A greater number of invalids are now using this water than from all the other springs in the place. This water is not used as a beverage. More than a hundred gallons per day are taken away by real invalids, besides that drank at the spring. To become acquainted with its wonderful cures one needs only to go there and spend an hour conversing with those who are using it for their various ailments. The water is used at all hours of the day and a short time is all that is needed to learn the high estimation in which it is held as a remedial agent.
The “A” Spring is situated on Spring avenue, a little beyond the Empire Spring, on the eastern side of a steep bluff of calciferous sand rock, upon grounds which could be made quite attractive by a moderate outlay.
The memory of that reverend being, the oldest inhabitant does not recall the time when the existence of mineral water in this immediate locality was not known. As the merits of spring waters were so little known and understood in the earlier days of their discovery, the demand was far below the supply, and no attempt was made to introduce this spring to public attention, nor any provision for the use of its waters. In 1865, Messrs. Western & Co. purchased the property, and at once instituted plans for securing the fountain; and a shaft twelve feet square was sunk to the depth of sixteen feet. The surface above the rock consists of bluish marl, similar to that found all along this mineral valley.
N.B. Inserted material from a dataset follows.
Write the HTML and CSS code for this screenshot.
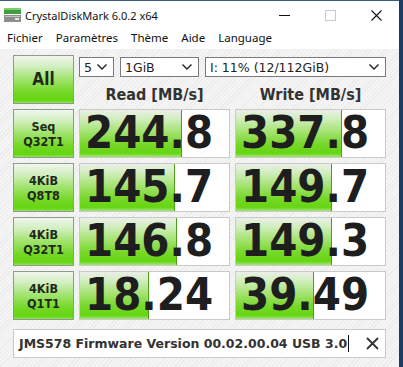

A tube, in the usual form, was placed over the spring, and clay was used as packing around it. In the spring of the next year the fountain was more perfectly secured by a new tubing, and the water was bottled and shipped all over the country.
An ill wind seemed to be blowing, and in 1867 the bottling-house was nearly destroyed by fire; and the spring was again retubed to the depth of thirty-two feet, going down to the solid rock, where one of the most perfect veins of water was found flowing in all its original purity, which was secured with the greatest care, in order to prevent the mixture of sulphurous or other waters, and carried to the surface through a tube made of maple.